*INPUT MATERIAL*:
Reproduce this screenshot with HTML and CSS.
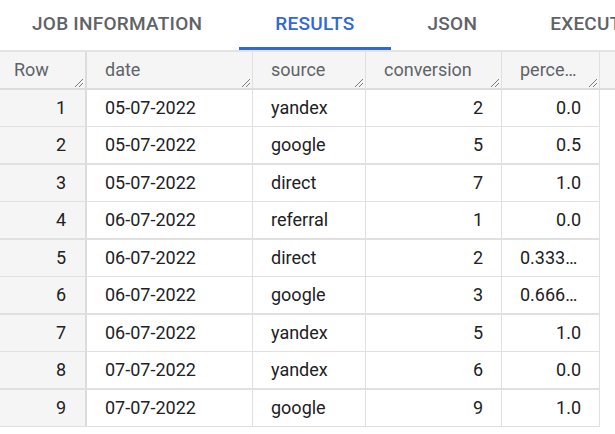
FILE: index.html
```html
<!DOCTYPE html>
<html>
<head>
<meta charset="utf-8">
<link rel="stylesheet" href="styles.css">
</head>
<body>
<div class="page">
  <div class="tabs">
    <div class="tab">Job information</div>
    <div class="tab active">Results</div>
    <div class="tab">JSON</div>
    <div class="tab">Execution details</div>
  </div>
  <div class="grid">
    <div class="row head">
      <div class="cell rn hcell">Row<svg class="grip" viewBox="0 0 8 8"><path d="M0 8L8 0M4 8L8 4"/></svg></div>
      <div class="cell hcell">date<svg class="grip" viewBox="0 0 8 8"><path d="M0 8L8 0M4 8L8 4"/></svg></div>
      <div class="cell hcell">source<svg class="grip" viewBox="0 0 8 8"><path d="M0 8L8 0M4 8L8 4"/></svg></div>
      <div class="cell hcell">conversion<svg class="grip" viewBox="0 0 8 8"><path d="M0 8L8 0M4 8L8 4"/></svg></div>
      <div class="cell hcell">percentage<svg class="grip" viewBox="0 0 8 8"><path d="M0 8L8 0M4 8L8 4"/></svg></div>
      <div class="cell filler"></div>
    </div>
    <div class="row"><div class="cell rn">1</div><div class="cell">05-07-2022</div><div class="cell">yandex</div><div class="cell num">2</div><div class="cell num">0.0</div><div class="cell filler"></div></div>
    <div class="row"><div class="cell rn">2</div><div class="cell">05-07-2022</div><div class="cell">google</div><div class="cell num">5</div><div class="cell num">0.5</div><div class="cell filler"></div></div>
    <div class="row"><div class="cell rn">3</div><div class="cell">05-07-2022</div><div class="cell">direct</div><div class="cell num">7</div><div class="cell num">1.0</div><div class="cell filler"></div></div>
    <div class="row"><div class="cell rn">4</div><div class="cell">06-07-2022</div><div class="cell">referral</div><div class="cell num">1</div><div class="cell num">0.0</div><div class="cell filler"></div></div>
    <div class="row"><div class="cell rn">5</div><div class="cell">06-07-2022</div><div class="cell">direct</div><div class="cell num">2</div><div class="cell num">0.3333333333333333</div><div class="cell filler"></div></div>
    <div class="row"><div class="cell rn">6</div><div class="cell">06-07-2022</div><div class="cell">google</div><div class="cell num">3</div><div class="cell num">0.6666666666666666</div><div class="cell filler"></div></div>
    <div class="row"><div class="cell rn">7</div><div class="cell">06-07-2022</div><div class="cell">yandex</div><div class="cell num">5</div><div class="cell num">1.0</div><div class="cell filler"></div></div>
    <div class="row"><div class="cell rn">8</div><div class="cell">07-07-2022</div><div class="cell">yandex</div><div class="cell num">6</div><div class="cell num">0.0</div><div class="cell filler"></div></div>
    <div class="row"><div class="cell rn">9</div><div class="cell">07-07-2022</div><div class="cell">google</div><div class="cell num">9</div><div class="cell num">1.0</div><div class="cell filler"></div></div>
  </div>
</div>
</body>
</html>
```

FILE: styles.css
```css
html, body {
  margin: 0;
  padding: 0;
  background: #ffffff;
}
.page {
  width: 615px;
  height: 434px;
  overflow: hidden;
  font-family: Roboto, "Liberation Sans", sans-serif;
}
.tabs {
  display: flex;
  height: 50px;
  margin-left: -4.5px;
  white-space: nowrap;
}
.tab {
  box-sizing: border-box;
  height: 50px;
  padding: 0 36.5px;
  line-height: 46px;
  font-size: 19px;
  font-weight: 500;
  letter-spacing: 0.25px;
  text-transform: uppercase;
  color: #5f6368;
  flex: none;
  border-bottom: 3px solid transparent;
  padding-top: 1px;
}
.tab.active {
  color: #3367d6;
  border-bottom-color: #3367d6;
}
.grid {
  border-top: 2px solid #e3e3e3;
}
.row {
  display: grid;
  grid-template-columns: 87px 166px 113px 136px 98px 1fr;
}
.cell {
  box-sizing: border-box;
  height: 37px;
  line-height: 36px;
  padding: 0 18px;
  font-size: 18px;
  color: #202124;
  white-space: nowrap;
  overflow: hidden;
  text-overflow: ellipsis;
  border-right: 1px solid #e0e0e0;
  border-bottom: 1px solid #e0e0e0;
}
.row:nth-child(odd) .cell {
  height: 38px;
  border-bottom-width: 2px;
}
.cell.rn {
  background: #f5f5f5;
  text-align: right;
  padding: 0 19px 0 14px;
  border-right: 2px solid #dcdcdc;
}
.cell.num {
  text-align: right;
}
.cell.filler {
  border: none;
}
.head .cell {
  height: 38px;
  background: #f5f5f5;
  color: #5f6368;
  border-bottom: 2px solid #dcdcdc;
  position: relative;
}
.head .hcell.rn {
  text-align: left;
}
.head .cell.filler {
  border-bottom: 2px solid #dcdcdc;
}
.grip {
  position: absolute;
  right: 2px;
  bottom: 1px;
  width: 8px;
  height: 8px;
  stroke: #7a7f85;
  stroke-width: 1;
  fill: none;
}
```
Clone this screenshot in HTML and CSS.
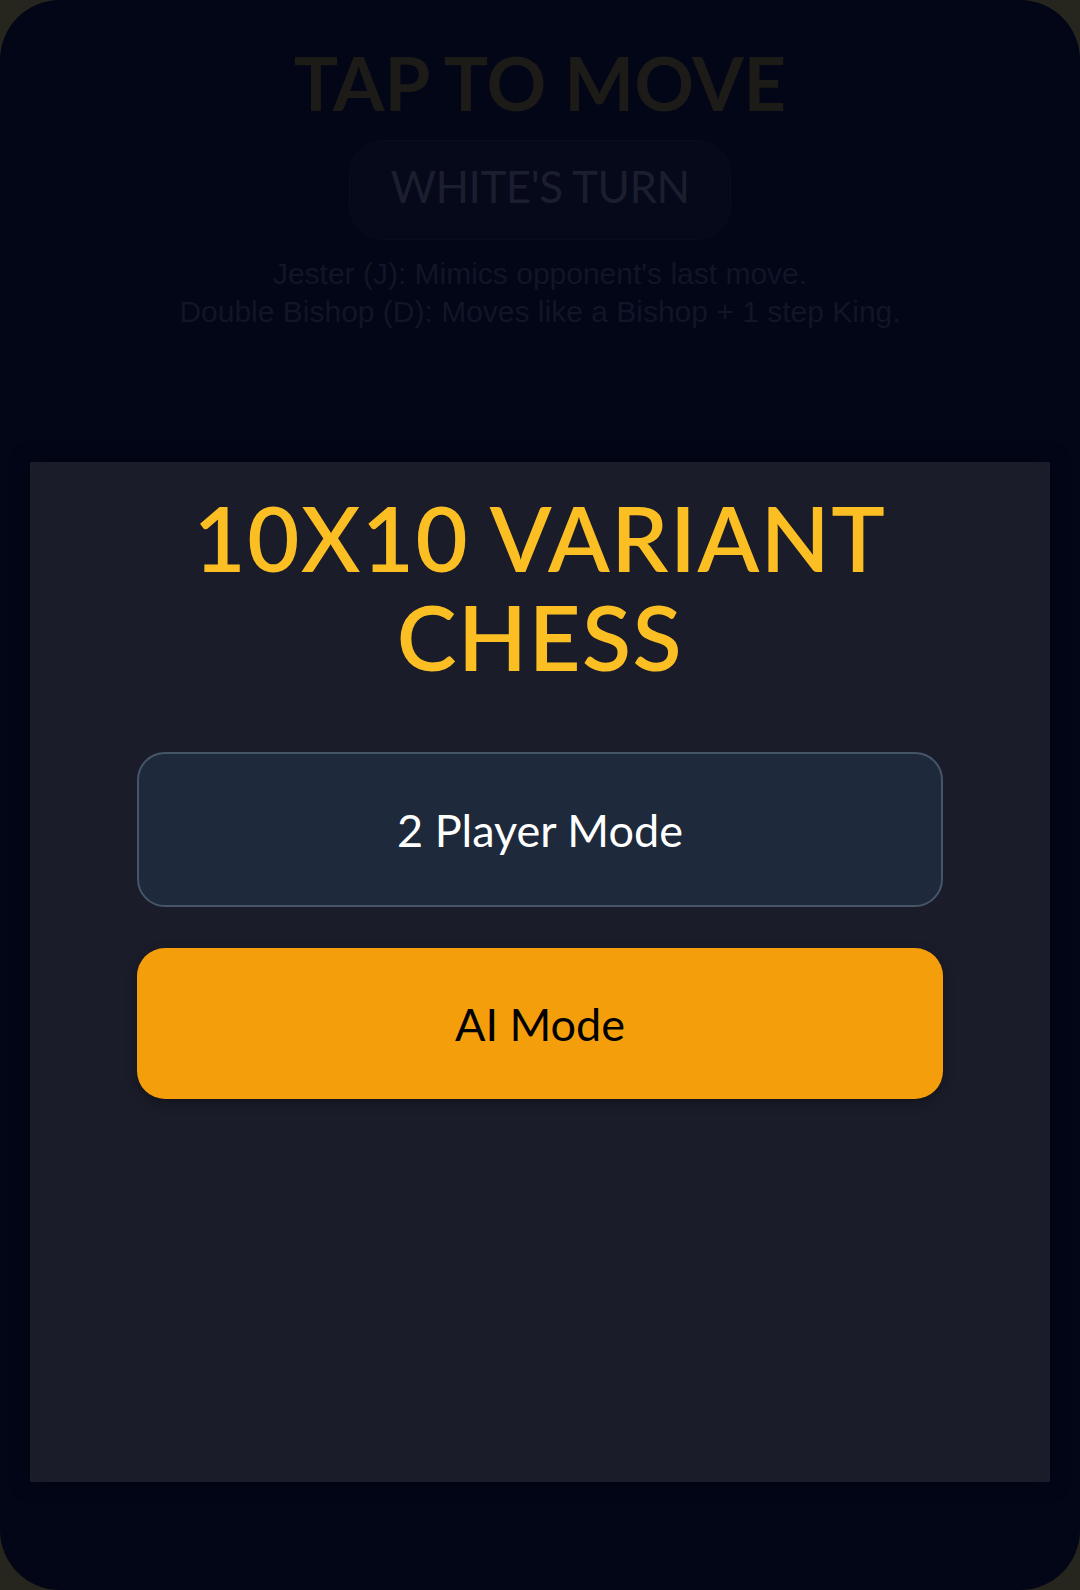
FILE: index.html
```html
<!DOCTYPE html>
<html lang="en">
<head>
<meta charset="utf-8">
<title>10x10 Variant Chess</title>
<link rel="stylesheet" href="styles.css">
</head>
<body>
<div class="app">
  <header class="status">
    <h1 class="status-title">TAP TO MOVE</h1>
    <div class="turn-pill">WHITE'S TURN</div>
    <p class="rules">Jester (J): Mimics opponent's last move.<br>Double Bishop (D): Moves like a Bishop + 1 step King.</p>
  </header>
  <section class="board-overlay">
    <h2 class="menu-title">10X10 VARIANT<br>CHESS</h2>
    <div class="menu-buttons">
      <button class="btn btn-secondary">2 Player Mode</button>
      <button class="btn btn-primary">AI Mode</button>
    </div>
  </section>
</div>
</body>
</html>
```
FILE: styles.css
```css
* { box-sizing: border-box; }
html, body { margin: 0; padding: 0; }
body {
  background: #26261f;
  font-family: Lato, "Liberation Sans", sans-serif;
}
.app {
  width: 1080px;
  height: 1590px;
  background: #020617;
  border-radius: 60px;
  overflow: hidden;
  display: flex;
  flex-direction: column;
  align-items: center;
}
.status {
  display: flex;
  flex-direction: column;
  align-items: center;
  padding-top: 46px;
}
.status-title {
  margin: 0;
  font-size: 74px;
  line-height: 1;
  font-weight: 700;
  letter-spacing: 0;
  color: #1c1b17;
}
.turn-pill {
  margin-top: 20px;
  height: 100px;
  padding: 23px 40px 31px;
  border-radius: 34px;
  background: #050919;
  border: 1px solid #080c1d;
  font-size: 44px;
  line-height: 1;
  letter-spacing: -0.5px;
  color: #1b1e2f;
}
.rules {
  margin: 15px 0 0;
  font-family: "Liberation Sans", Arial, sans-serif;
  font-size: 30px;
  line-height: 38px;
  text-align: center;
  color: #111527;
}
.board-overlay {
  margin-top: 131px;
  width: 1020px;
  height: 1020px;
  background: #1a1c29;
  box-shadow: 0 0 20px rgba(0, 0, 0, 0.35);
  display: flex;
  flex-direction: column;
  align-items: center;
  padding-top: 26px;
}
.menu-title {
  margin: 0;
  font-size: 90px;
  line-height: 99px;
  font-weight: 600;
  letter-spacing: 1.5px;
  text-align: center;
  color: #fbbf24;
}
.menu-buttons {
  margin-top: 66px;
  display: flex;
  flex-direction: column;
  gap: 41px;
}
.btn {
  width: 806px;
  border-radius: 28px;
  font-family: Lato, "Liberation Sans", sans-serif;
  font-size: 45px;
  font-weight: 400;
  cursor: pointer;
}
.btn-secondary {
  height: 155px;
  background: #1e293b;
  border: 2px solid #475569;
  color: #ffffff;
}
.btn-primary {
  height: 151px;
  background: #f59e0b;
  border: none;
  color: #000000;
  box-shadow: 0 4px 12px rgba(0, 0, 0, 0.3);
}
```
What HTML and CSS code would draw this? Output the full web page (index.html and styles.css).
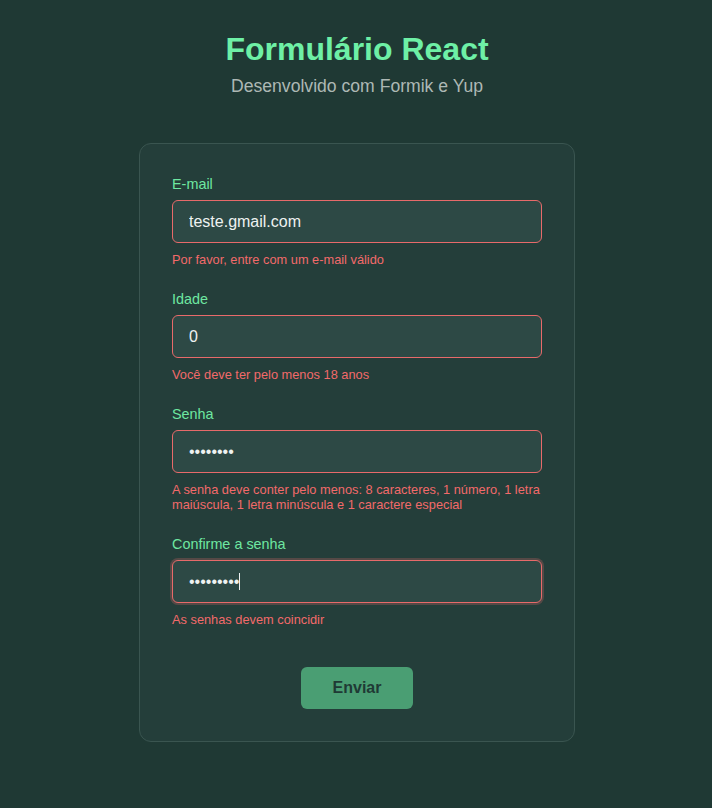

*TASK OBJECTIVE*:
Report only the number of lines in the listing that contain the word "screenshot".

*THE OUTPUT*:
2